* _Source data_
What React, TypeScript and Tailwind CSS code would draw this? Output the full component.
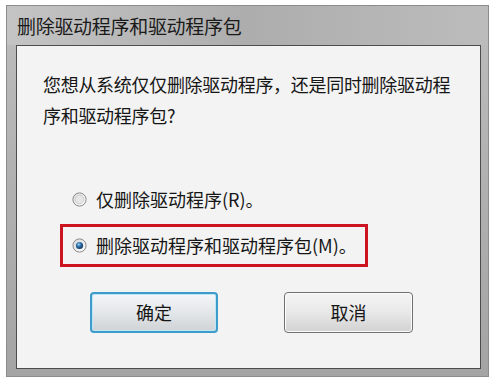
import React from "react";

function Radio({ checked }: { checked?: boolean }) {
  return (
    <svg width="15" height="15" viewBox="0 0 15 15" className="shrink-0">
      <defs>
        <linearGradient id={checked ? "rg1" : "rg0"} x1="0" y1="0" x2="1" y2="1">
          <stop offset="0" stopColor="#d8d8d8" />
          <stop offset="1" stopColor="#ffffff" />
        </linearGradient>
        <radialGradient id="dot" cx="0.4" cy="0.35" r="0.7">
          <stop offset="0" stopColor="#9ad2f2" />
          <stop offset="0.45" stopColor="#2e6fa8" />
          <stop offset="1" stopColor="#0c2f55" />
        </radialGradient>
      </defs>
      <circle cx="7.5" cy="7.5" r="6.6" fill={`url(#${checked ? "rg1" : "rg0"})`} stroke="#8a8a8a" strokeWidth="1" />
      {checked ? (
        <circle cx="7.5" cy="7.5" r="3.6" fill="url(#dot)" />
      ) : (
        <circle cx="7.5" cy="7.5" r="4.2" fill="#e6e6e6" stroke="#c9c9c9" strokeWidth="0.8" />
      )}
    </svg>
  );
}

export default function App() {
  const font = { fontFamily: '"Microsoft YaHei", "Noto Sans CJK SC", "Noto Sans", sans-serif' };
  return (
    <div className="w-[500px] h-[385px] bg-white pt-[5px] pl-[6px]" style={font}>
      <div className="w-[483px] h-[372px] flex flex-col bg-gradient-to-b from-[#bdbdbd] via-[#b0b0b0] to-[#a4a4a4] border border-[#8c8c8c]">
        <div className="h-[39px] flex items-center pl-[10px] bg-gradient-to-r from-[#c4c4c4] via-[#adadad] to-[#bcbcbc]">
          <span className="text-[19px] text-[#1a1a1a] leading-none tracking-[-0.3px]">删除驱动程序和驱动程序包</span>
        </div>
        <div className="flex-1 ml-[9px] mr-[7px] mb-[7px] border border-[#4d4d4d] bg-[#f3f3f3] flex flex-col text-[#161616]">
          <p className="ml-[26px] mt-[23px] text-[18px] leading-[31px] tracking-[-0.3px] whitespace-nowrap">
            您想从系统仅仅删除驱动程序，还是同时删除驱动程
            <br />
            序和驱动程序包?
          </p>
          <div className="mt-[53px] ml-[55px] h-[30px] flex items-center gap-[9px] text-[18px]">
            <Radio />
            <span>仅删除驱动程序(R)。</span>
          </div>
          <div className="mt-[10px] ml-[43px] w-[308px] h-[43px] border-[3px] border-[#cc1420] flex items-center pl-[9px] gap-[9px] text-[18px]">
            <Radio checked />
            <span>删除驱动程序和驱动程序包(M)。</span>
          </div>
          <div className="mt-[25px] flex ml-[73px] gap-[66px]">
            <button className="w-[128px] h-[41px] rounded-[4px] border-2 border-[#3d9cc9] bg-gradient-to-b from-[#f4f6f8] via-[#e4e7ea] to-[#cfd3d6] text-[18px] text-[#161616] shadow-[inset_0_0_0_1px_#bfe6f7]">
              确定
            </button>
            <button className="w-[129px] h-[41px] rounded-[4px] border border-[#707070] bg-gradient-to-b from-[#f5f5f5] via-[#e8e8e8] to-[#d2d2d2] text-[18px] text-[#161616] shadow-[inset_0_0_0_1px_#fcfcfc]">
              取消
            </button>
          </div>
        </div>
      </div>
    </div>
  );
}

* _Problem description_
Please extract exactly the lines of the data, from the first through the line containing "import React from", and add no pictures to the copy.

* _Answer to the exercise_
What React, TypeScript and Tailwind CSS code would draw this? Output the full component.
import React from "react";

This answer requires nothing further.